The court cited in support of its view Gearty v. Mayor, etc., 171 N. Y. 61, 63 N. E. 804; Lentilhon v. City of New York, 102 App. Div. 548, 92 N. Y. Supp. 897, affirmed 185 N. Y. 549, 77 N. E. 1190; People ex rel. Powers & M. Co. v. Schneider, 191 N. Y. 523, 84 N. E. 1118. The defendant places much reliance upon Dunn v. City of New York, 205 N. Y. 342, 98 N. E. 495, adopting the dissenting opinion of Ingraham, P. J., in 141 App. Div. 280, 126 N. Y. Supp. 61. In that case a contractor for regulating paving Eleventh avenue in the city of New York, had expressly contracted to remove, where" necessary, the subgrade rock, and was warned by the terms of the proposal that the engineer's estimate of the amount of rock to be removed was only tentative, and that the bidder must satisfy himself upon that point.

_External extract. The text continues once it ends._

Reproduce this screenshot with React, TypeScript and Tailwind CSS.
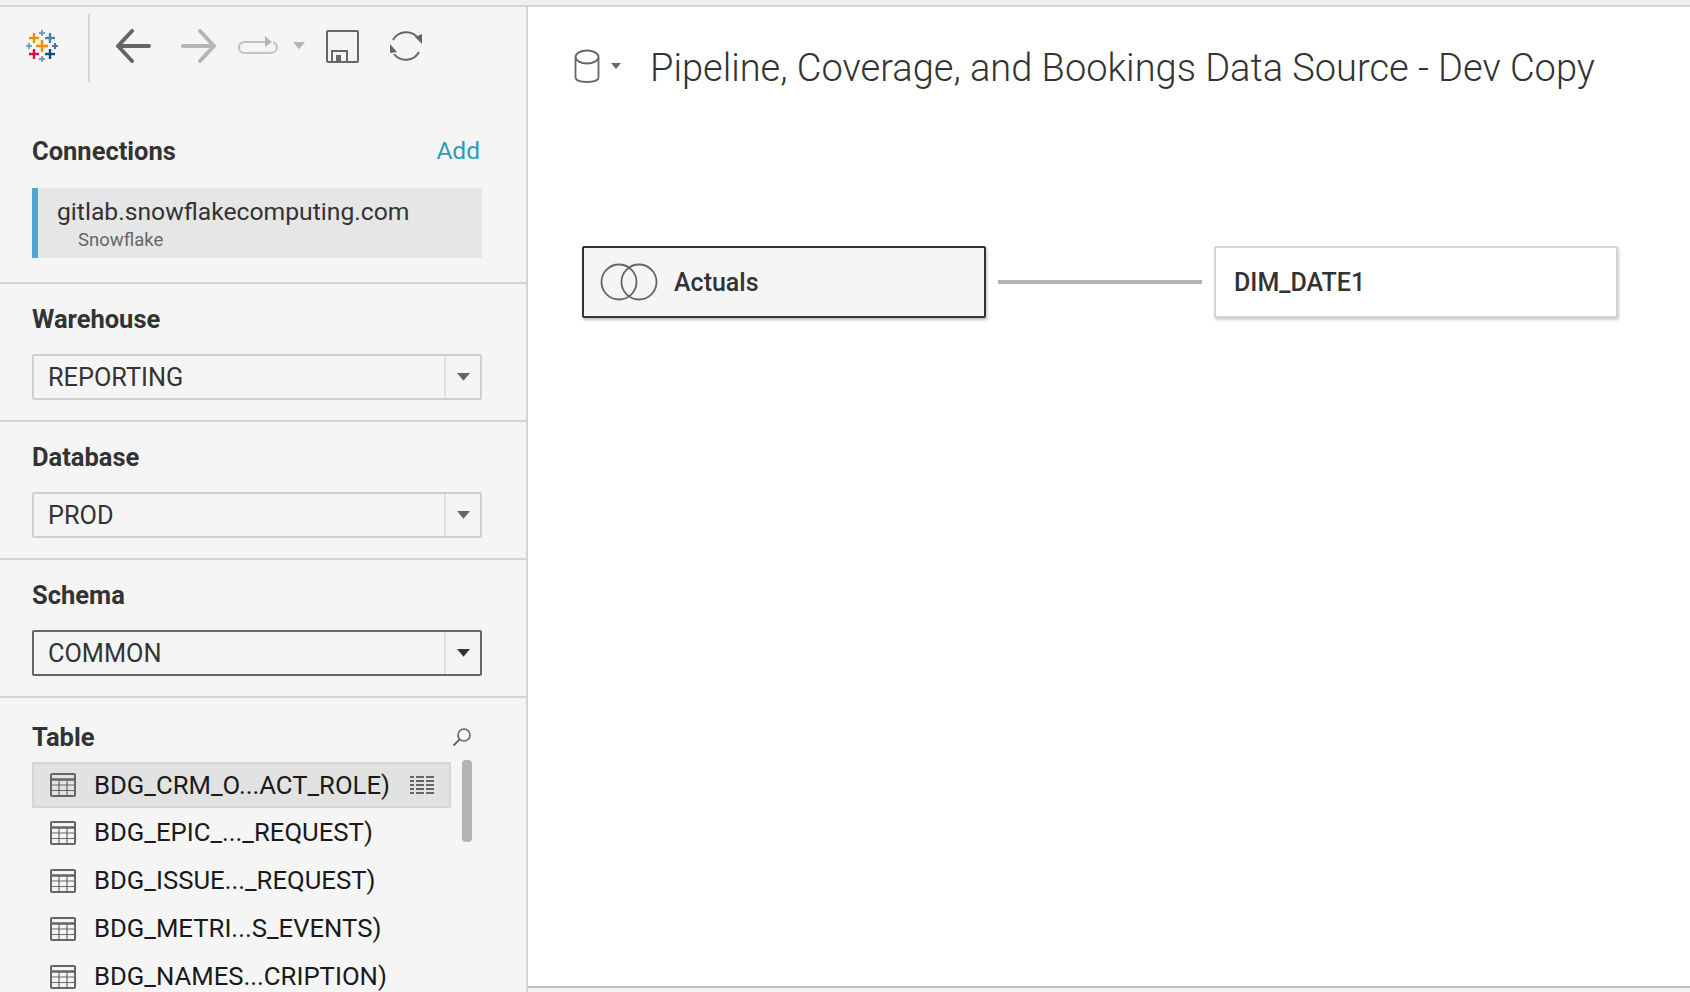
import { Fragment } from "react";

const tables = [
  "BDG_CRM_O...ACT_ROLE)",
  "BDG_EPIC_..._REQUEST)",
  "BDG_ISSUE..._REQUEST)",
  "BDG_METRI...S_EVENTS)",
  "BDG_NAMES...CRIPTION)",
];

const logoPlus = [
  { x: 42, y: 46, r: 6, w: 2.6, c: "#f28e00" },
  { x: 34, y: 38, r: 5, w: 2.4, c: "#f28e00" },
  { x: 50, y: 38, r: 5, w: 2.4, c: "#3f8a9f" },
  { x: 34, y: 54, r: 5, w: 2.4, c: "#dc0d3c" },
  { x: 50, y: 54, r: 5, w: 2.4, c: "#0f4c81" },
  { x: 42, y: 33, r: 3, w: 2, c: "#6ea5b5" },
  { x: 29, y: 46, r: 3, w: 2, c: "#76a9b8" },
  { x: 55, y: 46, r: 3, w: 2, c: "#5b6ba3" },
  { x: 42, y: 59, r: 3, w: 2, c: "#8a92b8" },
];

function TableauLogo() {
  return (
    <svg width="36" height="36" viewBox="24 28 36 36" className="ml-6 shrink-0">
      {logoPlus.map((p) => (
        <Fragment key={`${p.x}-${p.y}`}>
          <rect x={p.x - p.r} y={p.y - p.w / 2} width={p.r * 2} height={p.w} fill={p.c} />
          <rect x={p.x - p.w / 2} y={p.y - p.r} width={p.w} height={p.r * 2} fill={p.c} />
        </Fragment>
      ))}
    </svg>
  );
}

function Arrow({ flip, color }: { flip?: boolean; color: string }) {
  return (
    <svg width="36" height="34" viewBox="0 0 36 34" className={flip ? "-scale-x-100" : ""}>
      <path
        d="M17 2 L3 17 L17 32 M3 17 H34"
        fill="none"
        stroke={color}
        strokeWidth="4"
        strokeLinecap="round"
        strokeLinejoin="round"
      />
    </svg>
  );
}

function Caret({ color, size = 10 }: { color: string; size?: number }) {
  return (
    <svg width={size} height={size * 0.6} viewBox="0 0 10 6" className="shrink-0">
      <path d="M0 0 H10 L5 6 Z" fill={color} />
    </svg>
  );
}

function Toolbar() {
  return (
    <div className="flex h-[83px] items-start">
      <div className="flex h-[78px] items-center">
        <TableauLogo />
      </div>
      <div className="ml-[28px] mt-[7px] h-[68px] w-[2px] bg-[#d4d4d4]" />
      <div className="ml-[25px] flex h-[78px] items-center">
        <Arrow color="#666666" />
        <div className="ml-[30px]">
          <Arrow flip color="#b5b5b5" />
        </div>
        <svg width="42" height="22" viewBox="0 0 42 22" className="ml-[20px]">
          <path
            d="M29 7 H8 C4 7 2 9.500 2 12.500 C2 16 4 18 8 18 H33 C37 18 40 16 40 12.500 C40 10 39 8.500 36 7.500"
            fill="none"
            stroke="#c2c2c2"
            strokeWidth="2"
          />
          <path d="M28 1 L35 7 L28 12 Z" fill="#b5b5b5" />
        </svg>
        <div className="ml-[14px]">
          <Caret color="#b5b5b5" size={12} />
        </div>
        <svg width="33" height="33" viewBox="0 0 33 33" className="ml-[21px]">
          <rect x="1" y="1" width="31" height="31" rx="1" fill="none" stroke="#666666" strokeWidth="2" />
          <path d="M6 31 V21 H21 V31" fill="none" stroke="#666666" strokeWidth="2" />
          <rect x="10" y="25" width="5" height="6" fill="#666666" />
        </svg>
        <svg width="34" height="34" viewBox="0 0 34 34" className="ml-[30px]">
          <path d="M4 11 A15 15 0 0 1 29 9" fill="none" stroke="#666666" strokeWidth="2" />
          <path d="M30 23 A15 15 0 0 1 5 25" fill="none" stroke="#666666" strokeWidth="2" />
          <path d="M26 8 L33 5 L33 15 Z" fill="#666666" />
          <path d="M1 15 L8 23 L1 24 Z" fill="#666666" />
        </svg>
      </div>
    </div>
  );
}

function Picker({ label, value, active }: { label: string; value: string; active?: boolean }) {
  return (
    <section className="h-[138px] border-b-2 border-[#d4d4d4] px-8 pt-[20px]">
      <h2 className="text-[25.5px] leading-[30px] font-bold text-[#333333]">{label}</h2>
      <div
        className={`mt-[20px] flex h-[46px] w-[450px] items-center rounded-[2px] border-2 ${
          active ? "border-[#666666]" : "border-[#cfcfcf]"
        }`}
      >
        <span className="flex-1 pl-[14px] pt-[2px] text-[25.3px] text-[#333333]">{value}</span>
        <div className="flex h-full w-[36px] items-center justify-center border-l-2 border-[#e2e2e2]">
          <Caret color={active ? "#333333" : "#666666"} size={13} />
        </div>
      </div>
    </section>
  );
}

function TableIcon() {
  return (
    <svg width="26" height="24" viewBox="0 0 26 24" className="shrink-0">
      <rect x="1" y="1" width="24" height="22" rx="1" fill="none" stroke="#666666" strokeWidth="2" />
      <path d="M1 6.500 H25" stroke="#666666" strokeWidth="2.500" />
      <path d="M1 12 H25 M1 17.500 H25 M9 6 V23 M17 6 V23" stroke="#666666" strokeWidth="1.200" />
    </svg>
  );
}

function ListIcon() {
  return (
    <svg width="24" height="18" viewBox="0 0 24 18" className="ml-auto mr-[1px] shrink-0">
      {[0, 4, 8, 12, 16].map((y) => (
        <Fragment key={y}>
          <rect x="0" y={y} width="4" height="2" fill="#666666" />
          <rect x="6" y={y} width="8" height="2" fill="#666666" />
          <rect x="16" y={y} width="8" height="2" fill="#666666" />
        </Fragment>
      ))}
    </svg>
  );
}

export default function App() {
  return (
    <div className="h-[992px] w-[1690px] overflow-hidden bg-[#f3f3f3] font-['Roboto','Liberation_Sans',sans-serif]">
      <div className="h-[7px] border-b-2 border-[#d4d4d4] bg-[#f1f0ee]" />
      <div className="flex h-[985px]">
        <aside className="w-[528px] shrink-0 overflow-hidden border-r-2 border-[#d4d4d4] bg-[#f5f5f5]">
          <Toolbar />
          <section className="h-[194px] border-b-2 border-[#d4d4d4] px-8 pt-[46px]">
            <div className="flex w-[448px] items-center justify-between">
              <h2 className="text-[25.5px] leading-[30px] font-bold text-[#333333]">Connections</h2>
              <span className="text-[24.5px] leading-[30px] text-[#2b9bbf]">Add</span>
            </div>
            <div className="mt-[22px] h-[70px] w-[450px] border-l-[6px] border-[#4ba8cf] bg-[#e6e6e6] pl-[19px] pt-[7px]">
              <p className="text-[24.7px] leading-[34px] text-[#333333]">gitlab.snowflakecomputing.com</p>
              <p className="pl-[21px] text-[18.5px] leading-[23px] text-[#666666]">Snowflake</p>
            </div>
          </section>
          <Picker label="Warehouse" value="REPORTING" />
          <Picker label="Database" value="PROD" />
          <Picker label="Schema" value="COMMON" active />
          <section className="relative px-8 pt-[24px]">
            <div className="flex w-[440px] items-center justify-between">
              <h2 className="text-[25.5px] leading-[30px] font-bold text-[#333333]">Table</h2>
              <svg width="20" height="20" viewBox="0 0 20 20">
                <circle cx="12" cy="8" r="6" fill="none" stroke="#666666" strokeWidth="1.600" />
                <path d="M7.500 12.500 L1.500 18.500" stroke="#666666" strokeWidth="2" />
              </svg>
            </div>
            <ul className="mt-[10px] w-[419px]">
              {tables.map((name, i) => (
                <li
                  key={name}
                  className={`flex items-center pl-[16px] pr-[14px] ${
                    i === 0
                      ? "mb-[2px] h-[46px] border-2 border-[#d6d6d6] bg-[#e2e2e2]"
                      : "mb-[3px] h-[45px] border-2 border-transparent"
                  }`}
                >
                  <TableIcon />
                  <span className="ml-[18px] whitespace-nowrap text-[25.7px] text-[#1a1a1a]">{name}</span>
                  {i === 0 && <ListIcon />}
                </li>
              ))}
            </ul>
            <div className="absolute left-[462px] top-[62px] h-[82px] w-[10px] rounded-[4px] bg-[#b3b3b3]" />
          </section>
        </aside>
        <main className="flex h-[981px] min-w-0 flex-1 flex-col border-b-2 border-[#bfbfbf] bg-white">
          <header className="flex h-[120px] items-center pl-[46px]">
            <svg width="26" height="34" viewBox="0 0 26 34" className="mb-[2px] shrink-0">
              <ellipse cx="13" cy="8" rx="11.500" ry="6.500" fill="none" stroke="#666666" strokeWidth="1.800" />
              <path
                d="M1.500 8 V28 C1.500 31 6 33 13 33 C20 33 24.500 31 24.500 28 V8"
                fill="none"
                stroke="#666666"
                strokeWidth="1.800"
              />
            </svg>
            <div className="mb-[2px] ml-[11px]">
              <Caret color="#666666" />
            </div>
            <h1 className="ml-[29px] mt-[3px] whitespace-nowrap text-[38px] font-light text-[#333333]">
              Pipeline, Coverage, and Bookings Data Source - Dev Copy
            </h1>
          </header>
          <div className="mt-[119px] flex items-center pl-[54px]">
            <div className="flex h-[72px] w-[404px] items-center rounded-[2px] border-2 border-[#333333] bg-[#f5f5f5] pl-[16px] shadow-[1px_2px_3px_rgba(0,0,0,0.25)]">
              <svg width="58" height="38" viewBox="0 0 58 38">
                <circle cx="19" cy="19" r="17.500" fill="none" stroke="#666666" strokeWidth="1.800" />
                <circle cx="39" cy="19" r="17.500" fill="none" stroke="#666666" strokeWidth="1.800" />
              </svg>
              <span className="ml-[16px] pt-[1px] text-[25px] font-medium text-[#333333]">Actuals</span>
            </div>
            <div className="ml-[12px] h-[4px] w-[204px] bg-[#b3b3b3]" />
            <div className="ml-[12px] flex h-[72px] w-[404px] items-center rounded-[2px] border-2 border-[#d4d4d4] bg-white pl-[18px] shadow-[1px_2px_3px_rgba(0,0,0,0.2)]">
              <span className="pt-[1px] text-[25px] font-medium text-[#333333]">DIM_DATE1</span>
            </div>
          </div>
        </main>
      </div>
    </div>
  );
}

It turned out that there was more rock to be removed than had been estimated either by the engineer or the contractor. The latter sought to recover the amount of the expense incurred in removing the unexpected rock. It was held that he could not recover. That case differed from the present in two important respects. In the first place, the contractor sued as for work done under the contract; and, in the second place, he had expressly contracted to remove whatever rock was necessary, and had been compelled to do more than he expected only because he had failed to take effective steps to inform himself before bidding as to how much rock he would be called upon to excavate.
The judgment and order appealed from must be affirmed, with costs.
LAUGHLIN, CLARKE, and MILLER, JJ., concur.